Before the campaign began, we had envisaged a campaigning style that would reflect Theresa’s more traditional, unspun manner. We talked about holding daily press conferences, like in the elections of old, in which we would announce a new policy, or highlight a particular issue, or scrutinize our opponents. We expected to use different ministers, as well as Theresa, to front up each event. But this too was rejected. Press conferences would invite the media to cause all sorts of trouble, and we would lose control of the message. And the polling showed that while Theresa was tremendously popular, other ministers were not, and the Conservative brand itself was still badly tainted. And so we ended up with Theresa, introverted and shy, leading a campaign asking people not to vote for the Conservatives but ‘Theresa May’s team’.
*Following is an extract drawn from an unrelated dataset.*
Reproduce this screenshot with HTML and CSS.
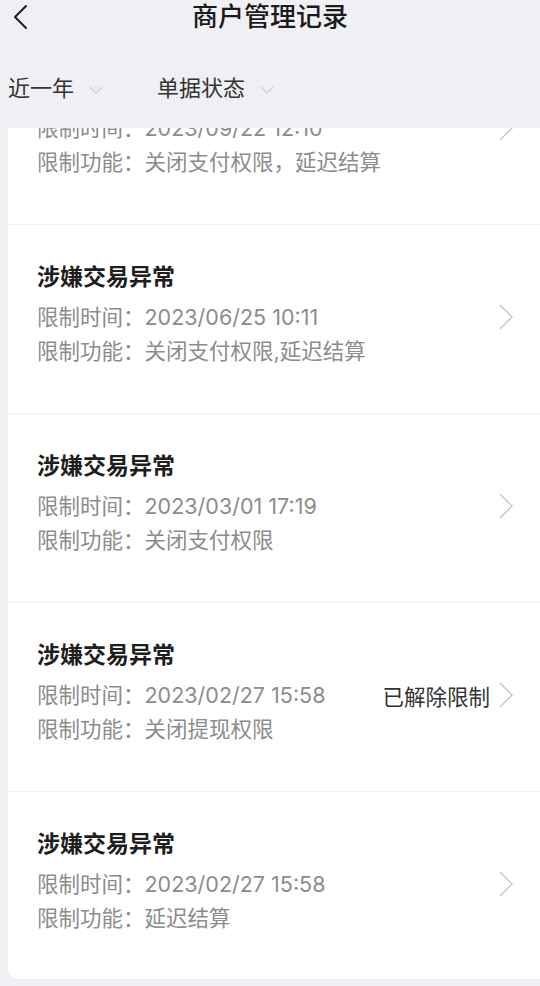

We could have chosen to resist these changes. We were powerful enough to do so. But we didn’t. Ironically, after being criticized as ‘control freaks’ in Number Ten, Fiona and I handed over control of the campaign to Lynton and the consultants. We knew we had never run a national campaign, and we put our trust in the people who had. Our roles would be subordinate to the consultants. Fiona took responsibility for communications. I took on policy. JoJo took on a sort of coordinating function. Chris, having been strategy director in Number Ten, was left kicking his heels as the new campaign strategists took over.